» **TASK DETAILS**:
Your answer should be a single number: the count of lines containing "this".

» **RECORD EXCERPTS**:

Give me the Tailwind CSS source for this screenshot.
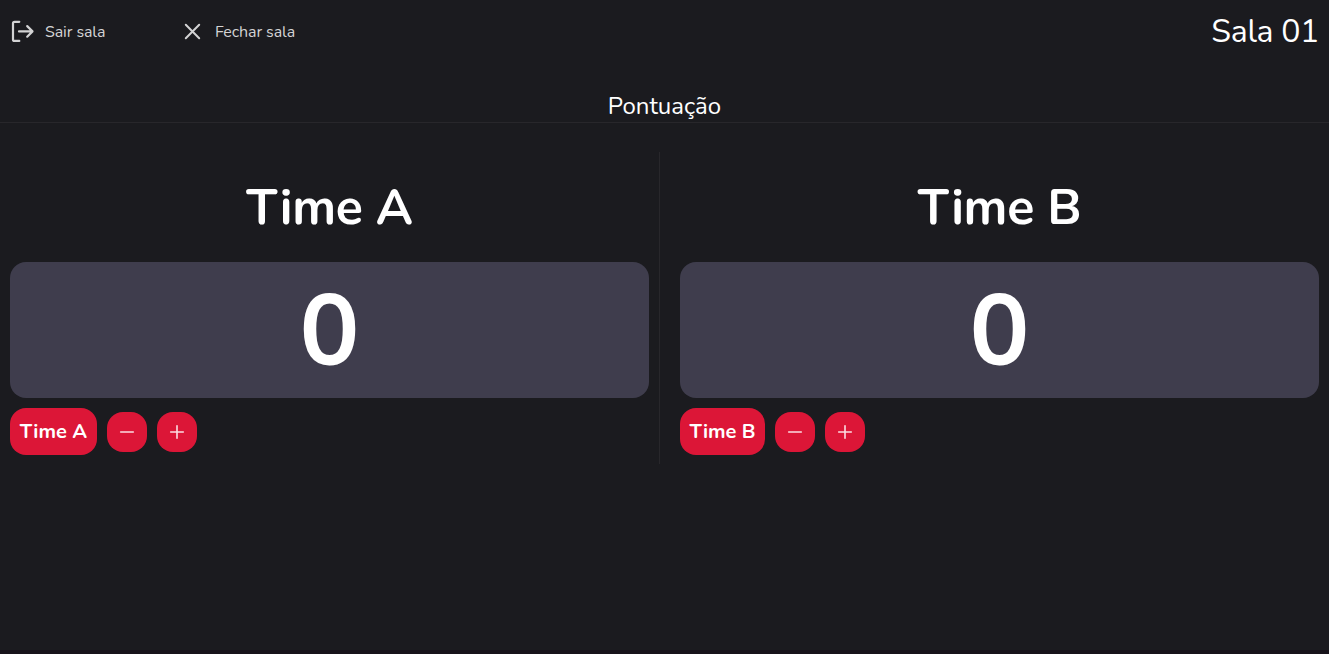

* * *

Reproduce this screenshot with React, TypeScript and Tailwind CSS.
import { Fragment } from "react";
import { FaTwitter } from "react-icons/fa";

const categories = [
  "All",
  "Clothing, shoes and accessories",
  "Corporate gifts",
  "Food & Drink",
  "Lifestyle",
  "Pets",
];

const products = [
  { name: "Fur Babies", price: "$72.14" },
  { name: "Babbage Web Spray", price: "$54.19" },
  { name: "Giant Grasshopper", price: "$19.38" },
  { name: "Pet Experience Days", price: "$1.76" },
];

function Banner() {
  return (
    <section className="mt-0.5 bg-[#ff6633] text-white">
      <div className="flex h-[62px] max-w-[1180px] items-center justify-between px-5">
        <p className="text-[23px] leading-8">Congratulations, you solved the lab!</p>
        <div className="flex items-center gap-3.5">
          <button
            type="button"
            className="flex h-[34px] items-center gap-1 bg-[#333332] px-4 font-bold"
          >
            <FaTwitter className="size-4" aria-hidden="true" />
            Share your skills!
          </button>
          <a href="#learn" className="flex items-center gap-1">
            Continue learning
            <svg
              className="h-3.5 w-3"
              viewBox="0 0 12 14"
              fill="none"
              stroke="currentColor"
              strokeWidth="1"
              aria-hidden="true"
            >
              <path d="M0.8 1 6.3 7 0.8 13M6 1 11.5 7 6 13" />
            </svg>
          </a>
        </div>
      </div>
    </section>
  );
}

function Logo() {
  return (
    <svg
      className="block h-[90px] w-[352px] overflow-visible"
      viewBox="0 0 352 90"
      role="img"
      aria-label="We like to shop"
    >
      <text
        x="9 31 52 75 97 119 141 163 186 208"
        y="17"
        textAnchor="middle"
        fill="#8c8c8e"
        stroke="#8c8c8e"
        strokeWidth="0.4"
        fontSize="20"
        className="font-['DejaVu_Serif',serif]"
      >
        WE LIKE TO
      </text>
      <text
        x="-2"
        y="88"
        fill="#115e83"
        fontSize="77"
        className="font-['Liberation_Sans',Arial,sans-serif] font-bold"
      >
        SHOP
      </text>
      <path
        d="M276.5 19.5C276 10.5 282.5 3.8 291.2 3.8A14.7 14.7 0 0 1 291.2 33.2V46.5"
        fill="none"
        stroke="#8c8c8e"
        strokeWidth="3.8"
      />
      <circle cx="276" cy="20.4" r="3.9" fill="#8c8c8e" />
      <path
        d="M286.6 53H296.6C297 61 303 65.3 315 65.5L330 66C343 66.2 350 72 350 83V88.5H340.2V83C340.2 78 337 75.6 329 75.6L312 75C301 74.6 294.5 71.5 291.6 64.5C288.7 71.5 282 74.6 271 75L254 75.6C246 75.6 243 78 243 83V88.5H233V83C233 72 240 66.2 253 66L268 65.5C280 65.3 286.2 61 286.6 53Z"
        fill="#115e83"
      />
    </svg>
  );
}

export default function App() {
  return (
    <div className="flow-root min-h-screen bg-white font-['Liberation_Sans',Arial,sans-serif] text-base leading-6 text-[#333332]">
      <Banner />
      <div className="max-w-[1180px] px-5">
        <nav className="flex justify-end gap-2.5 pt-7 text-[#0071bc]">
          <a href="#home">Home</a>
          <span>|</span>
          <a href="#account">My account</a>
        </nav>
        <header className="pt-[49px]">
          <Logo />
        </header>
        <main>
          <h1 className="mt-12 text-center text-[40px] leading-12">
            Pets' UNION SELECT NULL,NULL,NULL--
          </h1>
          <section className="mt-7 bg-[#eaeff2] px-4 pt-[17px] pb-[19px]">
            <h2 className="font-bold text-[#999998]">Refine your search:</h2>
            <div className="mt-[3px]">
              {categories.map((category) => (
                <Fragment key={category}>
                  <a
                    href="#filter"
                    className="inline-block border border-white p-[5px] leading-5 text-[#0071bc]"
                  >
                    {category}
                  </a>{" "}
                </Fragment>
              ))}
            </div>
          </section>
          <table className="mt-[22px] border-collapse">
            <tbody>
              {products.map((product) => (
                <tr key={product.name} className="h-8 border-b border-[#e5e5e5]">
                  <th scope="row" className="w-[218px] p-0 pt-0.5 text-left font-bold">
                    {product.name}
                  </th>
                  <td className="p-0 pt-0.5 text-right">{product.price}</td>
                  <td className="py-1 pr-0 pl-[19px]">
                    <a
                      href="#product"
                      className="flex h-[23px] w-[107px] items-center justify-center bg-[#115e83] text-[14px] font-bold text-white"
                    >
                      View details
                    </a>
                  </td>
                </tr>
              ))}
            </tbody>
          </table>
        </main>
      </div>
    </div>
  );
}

* * *

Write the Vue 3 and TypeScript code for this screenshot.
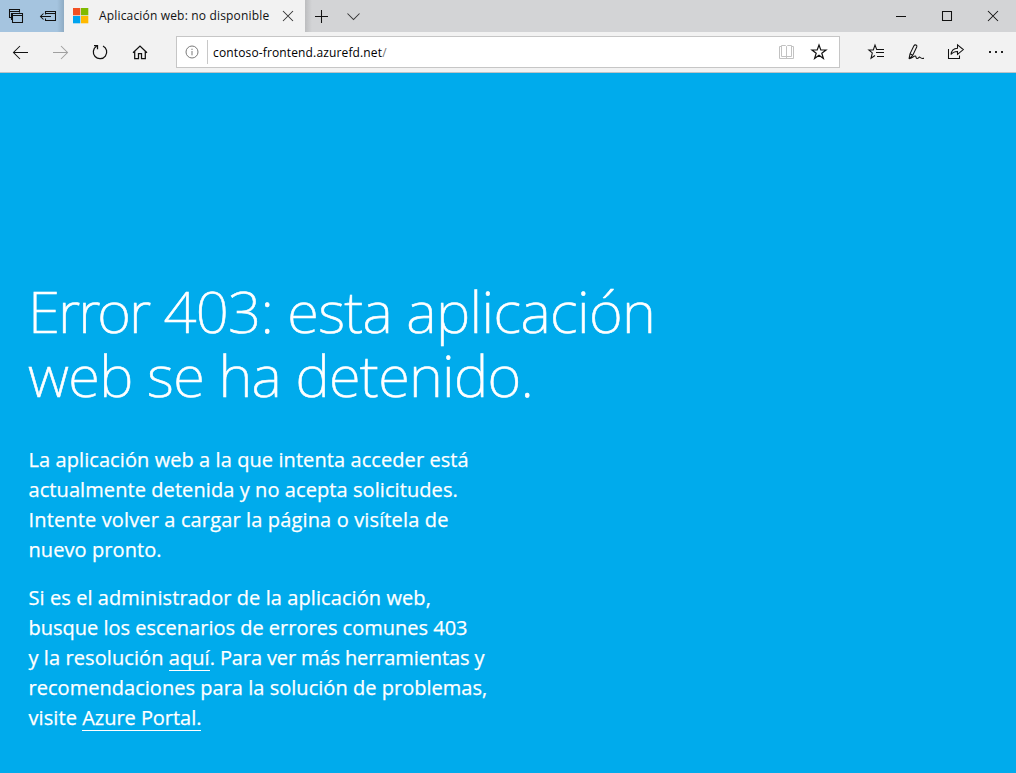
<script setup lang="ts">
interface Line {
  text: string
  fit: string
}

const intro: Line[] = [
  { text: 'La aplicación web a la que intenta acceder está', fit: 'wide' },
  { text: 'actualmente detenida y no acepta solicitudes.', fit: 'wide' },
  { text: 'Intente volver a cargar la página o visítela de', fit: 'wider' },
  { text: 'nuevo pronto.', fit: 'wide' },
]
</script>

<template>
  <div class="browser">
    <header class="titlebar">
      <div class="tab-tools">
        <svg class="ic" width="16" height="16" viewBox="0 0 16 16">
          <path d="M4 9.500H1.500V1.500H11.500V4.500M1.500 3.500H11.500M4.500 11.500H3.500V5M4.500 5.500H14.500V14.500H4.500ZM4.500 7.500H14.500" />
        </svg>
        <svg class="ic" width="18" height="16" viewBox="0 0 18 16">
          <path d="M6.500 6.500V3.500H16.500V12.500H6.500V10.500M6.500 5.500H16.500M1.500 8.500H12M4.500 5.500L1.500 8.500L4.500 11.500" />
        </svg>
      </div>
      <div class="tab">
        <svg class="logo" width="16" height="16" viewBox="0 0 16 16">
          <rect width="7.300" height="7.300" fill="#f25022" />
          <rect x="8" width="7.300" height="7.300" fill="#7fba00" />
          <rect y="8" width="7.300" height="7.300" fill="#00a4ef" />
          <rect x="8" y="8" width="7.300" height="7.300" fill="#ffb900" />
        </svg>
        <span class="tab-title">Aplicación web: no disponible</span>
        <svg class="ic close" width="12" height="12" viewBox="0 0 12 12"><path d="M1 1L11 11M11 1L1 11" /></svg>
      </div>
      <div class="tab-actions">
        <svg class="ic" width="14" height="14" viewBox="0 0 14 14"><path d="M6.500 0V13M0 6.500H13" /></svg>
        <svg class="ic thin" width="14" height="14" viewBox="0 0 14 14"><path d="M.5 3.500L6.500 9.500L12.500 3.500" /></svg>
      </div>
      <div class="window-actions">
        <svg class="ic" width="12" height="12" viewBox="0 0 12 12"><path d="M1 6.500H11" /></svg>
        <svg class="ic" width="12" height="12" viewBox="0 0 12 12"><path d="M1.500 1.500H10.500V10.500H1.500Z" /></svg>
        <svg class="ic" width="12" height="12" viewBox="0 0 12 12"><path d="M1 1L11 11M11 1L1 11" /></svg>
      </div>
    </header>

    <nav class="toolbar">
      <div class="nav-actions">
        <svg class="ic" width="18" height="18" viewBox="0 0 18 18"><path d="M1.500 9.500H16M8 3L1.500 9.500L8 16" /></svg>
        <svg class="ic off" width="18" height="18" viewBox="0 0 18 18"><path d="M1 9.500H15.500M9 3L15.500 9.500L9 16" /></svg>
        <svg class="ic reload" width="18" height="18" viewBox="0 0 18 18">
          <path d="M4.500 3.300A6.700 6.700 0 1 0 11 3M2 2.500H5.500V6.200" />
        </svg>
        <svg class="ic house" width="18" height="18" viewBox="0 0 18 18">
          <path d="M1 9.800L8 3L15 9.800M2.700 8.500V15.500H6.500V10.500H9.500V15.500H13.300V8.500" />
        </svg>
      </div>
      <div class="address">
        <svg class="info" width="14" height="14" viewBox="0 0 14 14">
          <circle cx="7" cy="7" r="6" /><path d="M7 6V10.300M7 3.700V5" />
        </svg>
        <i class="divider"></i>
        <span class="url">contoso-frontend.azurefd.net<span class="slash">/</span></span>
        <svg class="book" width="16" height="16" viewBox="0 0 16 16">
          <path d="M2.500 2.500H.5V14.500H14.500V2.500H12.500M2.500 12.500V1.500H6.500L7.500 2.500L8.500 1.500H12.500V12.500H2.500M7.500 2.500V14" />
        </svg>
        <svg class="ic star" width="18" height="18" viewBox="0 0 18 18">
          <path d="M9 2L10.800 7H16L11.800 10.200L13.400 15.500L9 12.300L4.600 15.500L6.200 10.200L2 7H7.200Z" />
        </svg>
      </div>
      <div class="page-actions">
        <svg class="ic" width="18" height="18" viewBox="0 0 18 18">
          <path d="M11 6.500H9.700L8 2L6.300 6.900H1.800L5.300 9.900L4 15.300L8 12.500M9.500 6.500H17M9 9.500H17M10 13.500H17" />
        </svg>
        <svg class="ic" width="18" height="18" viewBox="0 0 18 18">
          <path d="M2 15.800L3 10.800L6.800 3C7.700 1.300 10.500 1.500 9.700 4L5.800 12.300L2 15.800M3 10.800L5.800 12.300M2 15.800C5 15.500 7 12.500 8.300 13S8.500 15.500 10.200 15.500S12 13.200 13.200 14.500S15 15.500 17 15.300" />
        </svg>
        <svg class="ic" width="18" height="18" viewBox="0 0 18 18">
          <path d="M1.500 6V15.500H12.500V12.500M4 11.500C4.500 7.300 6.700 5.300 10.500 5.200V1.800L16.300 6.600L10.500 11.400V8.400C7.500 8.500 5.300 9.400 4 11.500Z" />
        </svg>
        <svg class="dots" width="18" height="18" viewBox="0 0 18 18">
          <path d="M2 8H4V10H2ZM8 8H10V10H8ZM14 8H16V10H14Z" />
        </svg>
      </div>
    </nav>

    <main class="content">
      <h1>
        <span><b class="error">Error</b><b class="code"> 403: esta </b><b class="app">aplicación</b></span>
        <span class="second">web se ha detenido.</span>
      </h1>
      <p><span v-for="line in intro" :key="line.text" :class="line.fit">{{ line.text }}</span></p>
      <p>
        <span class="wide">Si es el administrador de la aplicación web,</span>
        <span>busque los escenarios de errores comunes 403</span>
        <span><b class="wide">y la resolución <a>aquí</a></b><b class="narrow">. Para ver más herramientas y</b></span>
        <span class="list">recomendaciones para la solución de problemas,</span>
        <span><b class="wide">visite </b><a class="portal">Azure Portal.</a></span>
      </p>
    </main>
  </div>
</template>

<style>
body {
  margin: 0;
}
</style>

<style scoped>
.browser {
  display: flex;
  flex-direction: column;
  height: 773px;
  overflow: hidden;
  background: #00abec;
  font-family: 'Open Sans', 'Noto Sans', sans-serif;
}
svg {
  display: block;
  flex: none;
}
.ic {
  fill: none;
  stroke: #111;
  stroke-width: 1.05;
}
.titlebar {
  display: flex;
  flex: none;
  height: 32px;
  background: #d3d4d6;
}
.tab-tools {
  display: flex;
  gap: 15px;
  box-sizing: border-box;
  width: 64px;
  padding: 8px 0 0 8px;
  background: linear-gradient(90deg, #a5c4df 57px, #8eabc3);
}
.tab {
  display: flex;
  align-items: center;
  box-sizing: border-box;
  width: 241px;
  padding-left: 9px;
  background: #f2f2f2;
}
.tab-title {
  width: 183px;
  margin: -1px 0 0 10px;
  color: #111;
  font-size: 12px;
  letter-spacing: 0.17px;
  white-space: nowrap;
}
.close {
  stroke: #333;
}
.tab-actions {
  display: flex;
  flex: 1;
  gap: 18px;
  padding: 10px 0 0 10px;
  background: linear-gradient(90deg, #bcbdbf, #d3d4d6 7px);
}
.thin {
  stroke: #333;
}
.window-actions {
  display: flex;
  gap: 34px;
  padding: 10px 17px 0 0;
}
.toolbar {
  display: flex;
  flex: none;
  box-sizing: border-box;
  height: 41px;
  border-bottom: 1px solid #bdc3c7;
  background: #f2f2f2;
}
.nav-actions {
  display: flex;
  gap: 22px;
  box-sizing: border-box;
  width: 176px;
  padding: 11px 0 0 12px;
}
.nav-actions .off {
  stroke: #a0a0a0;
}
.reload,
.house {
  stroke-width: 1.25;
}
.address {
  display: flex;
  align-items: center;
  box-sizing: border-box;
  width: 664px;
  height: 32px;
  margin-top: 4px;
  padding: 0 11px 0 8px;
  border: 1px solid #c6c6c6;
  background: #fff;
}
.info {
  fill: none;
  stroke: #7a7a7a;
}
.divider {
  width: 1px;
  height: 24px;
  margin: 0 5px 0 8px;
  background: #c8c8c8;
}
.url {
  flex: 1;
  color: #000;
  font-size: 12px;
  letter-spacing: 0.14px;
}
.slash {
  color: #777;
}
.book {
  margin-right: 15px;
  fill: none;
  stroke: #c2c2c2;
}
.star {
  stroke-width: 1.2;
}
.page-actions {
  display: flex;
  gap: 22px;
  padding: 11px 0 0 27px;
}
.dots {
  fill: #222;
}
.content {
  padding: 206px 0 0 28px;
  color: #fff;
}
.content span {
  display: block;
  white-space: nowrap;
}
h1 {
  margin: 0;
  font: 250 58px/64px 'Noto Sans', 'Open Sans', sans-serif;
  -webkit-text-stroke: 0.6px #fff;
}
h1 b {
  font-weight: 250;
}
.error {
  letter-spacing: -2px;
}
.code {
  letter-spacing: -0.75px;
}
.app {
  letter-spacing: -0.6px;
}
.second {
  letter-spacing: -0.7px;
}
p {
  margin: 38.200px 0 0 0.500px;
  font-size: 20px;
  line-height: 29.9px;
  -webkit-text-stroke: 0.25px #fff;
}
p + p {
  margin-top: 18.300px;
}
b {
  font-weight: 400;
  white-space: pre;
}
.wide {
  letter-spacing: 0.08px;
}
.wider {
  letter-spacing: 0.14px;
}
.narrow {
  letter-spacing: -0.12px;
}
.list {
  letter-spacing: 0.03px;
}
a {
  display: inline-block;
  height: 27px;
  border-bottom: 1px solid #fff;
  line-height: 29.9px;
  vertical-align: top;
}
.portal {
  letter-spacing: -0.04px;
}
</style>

» **EXERCISE OUTPUT**:
3